Dalam berbagai kasus, keinginan warga untuk membangun rumah ibadah kerap mendapat penolakan sepihak dari kelompok masyarakat lainnya sehingga menimbulkan aksi-aksi diskriminatif. 

Persoalan pembangunan rumah ibadah itu, selalu dibenturkan dengan Peraturan Bersama Menteri Agama dan Menteri Dalam Negeri Nomor 9 dan 8 Tahun 2006 tentang Pendirian Rumah Ibadah, yang mewajibkan setiap pendirian rumah ibadah baru harus mendapat dukungan setidaknya 60 warga setempat dan harus ada rekomendasi tertulis dari Kepala Kantor Departemen Agama dan FKUB setempat. Aturan ini membuat proses perizinan pendirian rumah ibadah menjadi berbelit, diskriminatif, dan memicu konflik.  

Dalam konteks hukum internasional,pasal 18 Kovenan Internasional Hak-Hak Sipil dan Politik (ICCPR) telah menegaskan, (1) Setiap orang berhak atas kebebasan berpikir, keyakinan dan beragama.

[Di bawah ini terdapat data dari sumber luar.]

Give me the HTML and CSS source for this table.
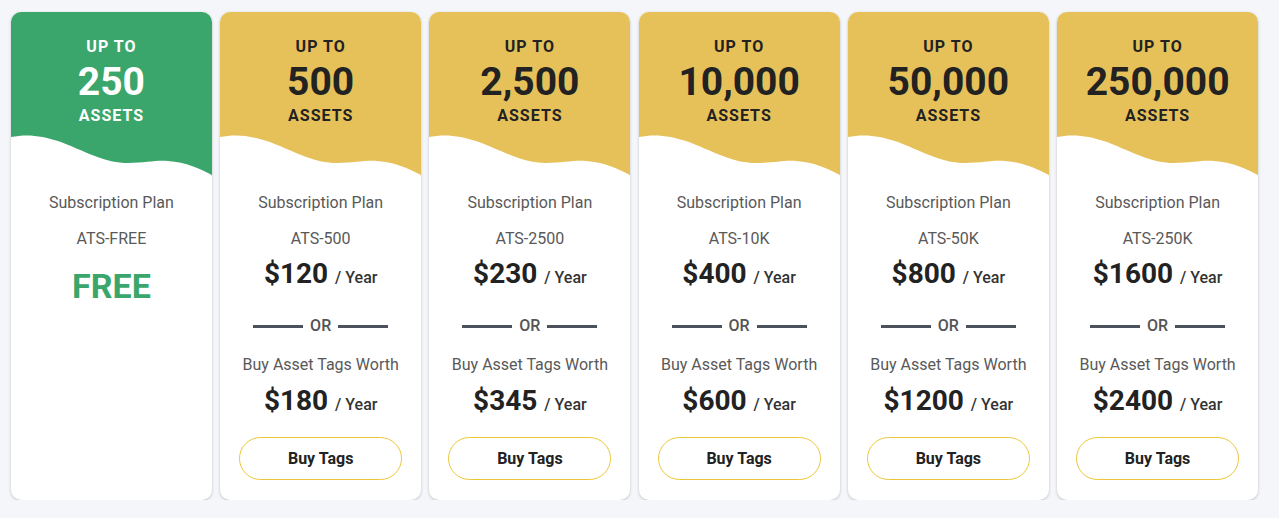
FILE: index.html
```html
<!DOCTYPE html>
<html>
<head>
<meta charset="utf-8">
<link rel="stylesheet" href="styles.css">
</head>
<body>
<div class="plans">
  <div class="card free">
    <div class="head">
      <div class="upto">UP TO</div>
      <div class="count">250</div>
      <div class="assets">ASSETS</div>
      <svg class="wave" viewBox="0 0 201 44" preserveAspectRatio="none"><path d="M0 5 C15 2 30 3 50 10 C80 22 95 31 117 31 C135 31 145 28 157 29 C175 30 190 37 201 43 L201 44 L0 44 Z" fill="#fff"/></svg>
    </div>
    <div class="body">
      <div class="label">Subscription Plan</div>
      <div class="code">ATS-FREE</div>
      <div class="freetext">FREE</div>
    </div>
  </div>

  <div class="card">
    <div class="head">
      <div class="upto">UP TO</div>
      <div class="count">500</div>
      <div class="assets">ASSETS</div>
      <svg class="wave" viewBox="0 0 201 44" preserveAspectRatio="none"><path d="M0 5 C15 2 30 3 50 10 C80 22 95 31 117 31 C135 31 145 28 157 29 C175 30 190 37 201 43 L201 44 L0 44 Z" fill="#fff"/></svg>
    </div>
    <div class="body">
      <div class="label">Subscription Plan</div>
      <div class="code">ATS-500</div>
      <div class="price">$120 <span>/ Year</span></div>
      <div class="or"><i></i>OR<i></i></div>
      <div class="label2">Buy Asset Tags Worth</div>
      <div class="price p2">$180 <span>/ Year</span></div>
      <button class="btn">Buy Tags</button>
    </div>
  </div>

  <div class="card">
    <div class="head">
      <div class="upto">UP TO</div>
      <div class="count">2,500</div>
      <div class="assets">ASSETS</div>
      <svg class="wave" viewBox="0 0 201 44" preserveAspectRatio="none"><path d="M0 5 C15 2 30 3 50 10 C80 22 95 31 117 31 C135 31 145 28 157 29 C175 30 190 37 201 43 L201 44 L0 44 Z" fill="#fff"/></svg>
    </div>
    <div class="body">
      <div class="label">Subscription Plan</div>
      <div class="code">ATS-2500</div>
      <div class="price">$230 <span>/ Year</span></div>
      <div class="or"><i></i>OR<i></i></div>
      <div class="label2">Buy Asset Tags Worth</div>
      <div class="price p2">$345 <span>/ Year</span></div>
      <button class="btn">Buy Tags</button>
    </div>
  </div>

  <div class="card">
    <div class="head">
      <div class="upto">UP TO</div>
      <div class="count">10,000</div>
      <div class="assets">ASSETS</div>
      <svg class="wave" viewBox="0 0 201 44" preserveAspectRatio="none"><path d="M0 5 C15 2 30 3 50 10 C80 22 95 31 117 31 C135 31 145 28 157 29 C175 30 190 37 201 43 L201 44 L0 44 Z" fill="#fff"/></svg>
    </div>
    <div class="body">
      <div class="label">Subscription Plan</div>
      <div class="code">ATS-10K</div>
      <div class="price">$400 <span>/ Year</span></div>
      <div class="or"><i></i>OR<i></i></div>
      <div class="label2">Buy Asset Tags Worth</div>
      <div class="price p2">$600 <span>/ Year</span></div>
      <button class="btn">Buy Tags</button>
    </div>
  </div>

  <div class="card">
    <div class="head">
      <div class="upto">UP TO</div>
      <div class="count">50,000</div>
      <div class="assets">ASSETS</div>
      <svg class="wave" viewBox="0 0 201 44" preserveAspectRatio="none"><path d="M0 5 C15 2 30 3 50 10 C80 22 95 31 117 31 C135 31 145 28 157 29 C175 30 190 37 201 43 L201 44 L0 44 Z" fill="#fff"/></svg>
    </div>
    <div class="body">
      <div class="label">Subscription Plan</div>
      <div class="code">ATS-50K</div>
      <div class="price">$800 <span>/ Year</span></div>
      <div class="or"><i></i>OR<i></i></div>
      <div class="label2">Buy Asset Tags Worth</div>
      <div class="price p2">$1200 <span>/ Year</span></div>
      <button class="btn">Buy Tags</button>
    </div>
  </div>

  <div class="card">
    <div class="head">
      <div class="upto">UP TO</div>
      <div class="count">250,000</div>
      <div class="assets">ASSETS</div>
      <svg class="wave" viewBox="0 0 201 44" preserveAspectRatio="none"><path d="M0 5 C15 2 30 3 50 10 C80 22 95 31 117 31 C135 31 145 28 157 29 C175 30 190 37 201 43 L201 44 L0 44 Z" fill="#fff"/></svg>
    </div>
    <div class="body">
      <div class="label">Subscription Plan</div>
      <div class="code">ATS-250K</div>
      <div class="price">$1600 <span>/ Year</span></div>
      <div class="or"><i></i>OR<i></i></div>
      <div class="label2">Buy Asset Tags Worth</div>
      <div class="price p2">$2400 <span>/ Year</span></div>
      <button class="btn">Buy Tags</button>
    </div>
  </div>
</div>
</body>
</html>
```

FILE: styles.css
```css
html, body {
  margin: 0;
  padding: 0;
  background: #f4f6fa;
  font-family: Roboto, "Liberation Sans", sans-serif;
}
.plans {
  display: flex;
  gap: 8.4px;
  width: 1247px;
  margin: 12px 0 0 11px;
}
.card {
  flex: 1;
  min-width: 0;
  height: 488px;
  background: #fff;
  border-radius: 10px;
  overflow: hidden;
  box-shadow: 0 1px 3px rgba(0, 0, 0, 0.22);
  display: flex;
  flex-direction: column;
}
.head {
  background: #e6c15a;
  color: #222;
  text-align: center;
  padding-top: 25px;
  font-weight: 700;
}
.free .head {
  background: #3aa66b;
  color: #fff;
}
.upto, .assets {
  font-size: 16px;
  line-height: 20px;
  letter-spacing: 1px;
}
.count {
  font-size: 39px;
  line-height: 44px;
  margin-top: 3px;
}
.assets {
  margin-top: 2px;
}
.wave {
  display: block;
  width: 100%;
  height: 44px;
  margin-top: 6px;
}
.body {
  display: flex;
  flex-direction: column;
  align-items: center;
  text-align: center;
  padding-top: 17px;
}
.label, .code, .label2 {
  font-size: 16px;
  line-height: 20px;
  color: #595959;
}
.code {
  margin-top: 16px;
}
.freetext {
  margin-top: 17px;
  font-size: 34px;
  line-height: 40px;
  font-weight: 700;
  color: #3aa66b;
}
.price {
  margin-top: 8px;
  font-size: 28px;
  line-height: 34px;
  font-weight: 700;
  color: #222;
}
.price span {
  font-size: 16px;
  font-weight: 500;
  color: #333;
}
.or {
  margin-top: 21px;
  display: flex;
  align-items: center;
  gap: 7px;
  font-size: 16px;
  line-height: 20px;
  font-weight: 500;
  color: #555;
}
.or i {
  display: block;
  width: 50px;
  height: 3px;
  background: #4b525c;
}
.label2 {
  margin-top: 19px;
}
.p2 {
  margin-top: 9px;
}
.btn {
  margin-top: 15px;
  width: 163px;
  height: 43px;
  border: 1px solid #ecc638;
  border-radius: 22px;
  background: #fff;
  font-family: Roboto, "Liberation Sans", sans-serif;
  font-size: 16px;
  font-weight: 700;
  color: #222;
  padding: 0;
}
```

Hak ini mencakup kebebasan untuk menetapkan agama atau kepercayaan atas pilihannya sendiri, dan kebebasan, baik secara sendiri maupun bersama-sama dengan orang lain, baik di tempat umum atau tertutup, untuk menjalankan agama dan kepercayaannya dalam kegiatan ibadah, pentaatan, pengamalan, dan pengajaran. (2) Tidak seorang pun dapat dipaksa sehingga terganggu kebebasannya untuk menganut atau menetapkan agama atau kepercayaannya sesuai dengan pilihannya. (3) Kebebasan menjalankan dan menentukan agama atau kepercayaan seseorang hanya dapat dibatasi oleh ketentuan berdasarkan hukum, dan yang diperlukan untuk melindungi keamanan, ketertiban, kesehatan, atau moral masyarakat, atau hak-hak dan kebebasan mendasar orang lain. (4) Negara Pihak dalam Kovenan ini, termasuk Indonesia, berjanji untuk menghormati kebebasan orang tua dan apabila diakui, wali hukum yang sah, untuk memastikan bahwa pendidikan agama dan moral bagi anak-anak mereka sesuai dengan keyakinan mereka sendiri. 

Selain itu, Pasal 28E ayat (1) Undang-Undang Dasar Negara Republik Indonesia Tahun 1945 menyebutkan: Setiap orang berhak memeluk agama dan beribadat menurut agamanya”.  Lalu, Pasal 29 ayat (2) menegaskan: Negara menjamin kemerdekaan tiap-tiap penduduk untuk memeluk agamanya masing-masing dan untuk beribadat menurut agamanya dan kepercayaannya itu. 

Atas dasar itu, Amnesty International mendesak Bapak Presiden untuk: 

1. Memerintahkan Menteri Agama dan Menteri Dalam Negeri untuk mencabut Peraturan Bersama Menteri Agama dan Menteri Dalam Negeri Nomor 9 dan 8 Tahun 2006 tentang Pendirian Rumah Ibadah; 

2. Memastikan, pemerintah di tingkat pusat dan daerah  mengambil langkah-langkah efektif untuk memastikan bahwa anggota agama minoritas dilindungi dan dapat mempraktikkan keyakinan mereka secara bebas dari rasa takut, intimidasi, dan serangan; dan 

3.  Memastikan dilakukannya investigasi yang komprehensif, independen, imparsial dan efektif untuk memeriksa kasus pelecehan, intimidasi dan serangan terhadap minoritas agama mana pun dan mengadili mereka yang bertanggung jawab sesuai dengan standar internasional tentang peradilan yang adil dan memberikan pemulihan bagi korban.